◆ Provided entries
◆ ◆ ◆ ◆
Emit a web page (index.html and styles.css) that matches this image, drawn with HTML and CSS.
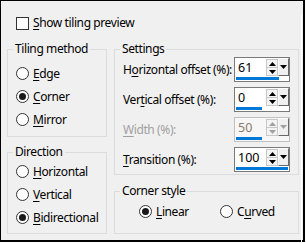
◆ ◆ ◆ ◆
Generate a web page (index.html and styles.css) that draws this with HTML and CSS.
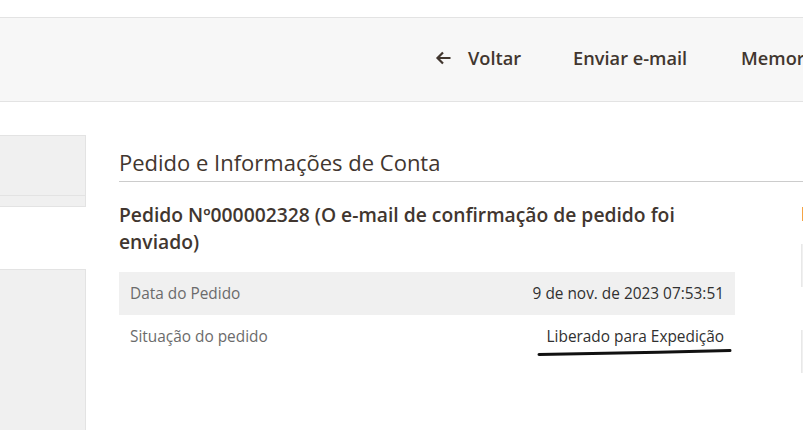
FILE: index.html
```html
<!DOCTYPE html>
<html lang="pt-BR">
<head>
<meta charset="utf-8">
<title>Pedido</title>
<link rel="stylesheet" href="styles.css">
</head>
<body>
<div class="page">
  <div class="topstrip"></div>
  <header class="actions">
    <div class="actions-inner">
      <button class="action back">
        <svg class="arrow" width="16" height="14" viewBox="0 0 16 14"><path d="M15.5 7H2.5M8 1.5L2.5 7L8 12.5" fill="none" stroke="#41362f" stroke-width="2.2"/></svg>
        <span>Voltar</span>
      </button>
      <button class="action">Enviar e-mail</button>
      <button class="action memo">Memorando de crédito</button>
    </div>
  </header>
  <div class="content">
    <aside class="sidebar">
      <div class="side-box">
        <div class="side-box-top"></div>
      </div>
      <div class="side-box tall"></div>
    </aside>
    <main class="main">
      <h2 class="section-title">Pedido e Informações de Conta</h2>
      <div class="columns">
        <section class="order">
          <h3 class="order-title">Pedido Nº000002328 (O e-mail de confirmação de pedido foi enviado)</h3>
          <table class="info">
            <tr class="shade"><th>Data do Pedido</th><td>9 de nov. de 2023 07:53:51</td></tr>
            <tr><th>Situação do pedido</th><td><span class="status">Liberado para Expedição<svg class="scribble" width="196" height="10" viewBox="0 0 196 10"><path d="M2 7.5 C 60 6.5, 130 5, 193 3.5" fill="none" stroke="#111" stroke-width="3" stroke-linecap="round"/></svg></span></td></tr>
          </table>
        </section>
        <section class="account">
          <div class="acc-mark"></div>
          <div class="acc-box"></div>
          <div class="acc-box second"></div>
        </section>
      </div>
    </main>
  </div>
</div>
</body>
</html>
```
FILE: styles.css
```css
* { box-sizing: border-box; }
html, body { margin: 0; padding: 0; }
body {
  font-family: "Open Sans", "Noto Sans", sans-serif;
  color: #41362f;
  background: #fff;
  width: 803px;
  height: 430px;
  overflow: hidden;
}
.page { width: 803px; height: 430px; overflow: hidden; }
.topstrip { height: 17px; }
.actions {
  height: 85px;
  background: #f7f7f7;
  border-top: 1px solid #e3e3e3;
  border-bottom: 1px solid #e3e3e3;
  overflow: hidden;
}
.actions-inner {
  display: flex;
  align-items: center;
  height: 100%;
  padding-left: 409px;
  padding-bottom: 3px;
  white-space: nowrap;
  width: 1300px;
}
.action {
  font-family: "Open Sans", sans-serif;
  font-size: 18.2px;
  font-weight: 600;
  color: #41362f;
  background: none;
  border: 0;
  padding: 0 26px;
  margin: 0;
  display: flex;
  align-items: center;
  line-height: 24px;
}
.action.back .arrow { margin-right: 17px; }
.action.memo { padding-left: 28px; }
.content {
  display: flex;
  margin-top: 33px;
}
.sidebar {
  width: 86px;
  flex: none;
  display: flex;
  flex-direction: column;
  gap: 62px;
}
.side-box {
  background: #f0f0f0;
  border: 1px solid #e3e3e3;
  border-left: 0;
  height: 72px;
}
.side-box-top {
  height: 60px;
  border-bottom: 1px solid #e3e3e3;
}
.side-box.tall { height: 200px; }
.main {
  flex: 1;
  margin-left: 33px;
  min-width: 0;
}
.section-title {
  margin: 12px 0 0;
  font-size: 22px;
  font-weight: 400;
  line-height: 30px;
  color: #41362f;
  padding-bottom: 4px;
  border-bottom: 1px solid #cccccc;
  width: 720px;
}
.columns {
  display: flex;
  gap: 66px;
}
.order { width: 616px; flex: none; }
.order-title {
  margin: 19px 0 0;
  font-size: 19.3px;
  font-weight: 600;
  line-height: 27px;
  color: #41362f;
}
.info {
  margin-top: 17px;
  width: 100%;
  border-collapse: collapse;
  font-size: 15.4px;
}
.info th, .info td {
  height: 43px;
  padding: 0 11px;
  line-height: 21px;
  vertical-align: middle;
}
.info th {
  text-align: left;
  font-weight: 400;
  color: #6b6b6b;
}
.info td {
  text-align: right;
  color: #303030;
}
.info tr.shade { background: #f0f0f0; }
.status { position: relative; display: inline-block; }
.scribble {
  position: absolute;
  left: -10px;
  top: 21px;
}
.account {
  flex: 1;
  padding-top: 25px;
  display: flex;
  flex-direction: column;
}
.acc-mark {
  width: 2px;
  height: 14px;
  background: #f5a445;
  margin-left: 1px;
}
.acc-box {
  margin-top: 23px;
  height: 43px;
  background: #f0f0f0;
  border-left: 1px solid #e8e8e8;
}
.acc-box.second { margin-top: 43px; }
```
◆ ◆ ◆ ◆
◆ Required work
Going through the entries above, report how many lines include the string "that". The number alone is the answer.

◆ Response for this exercise
2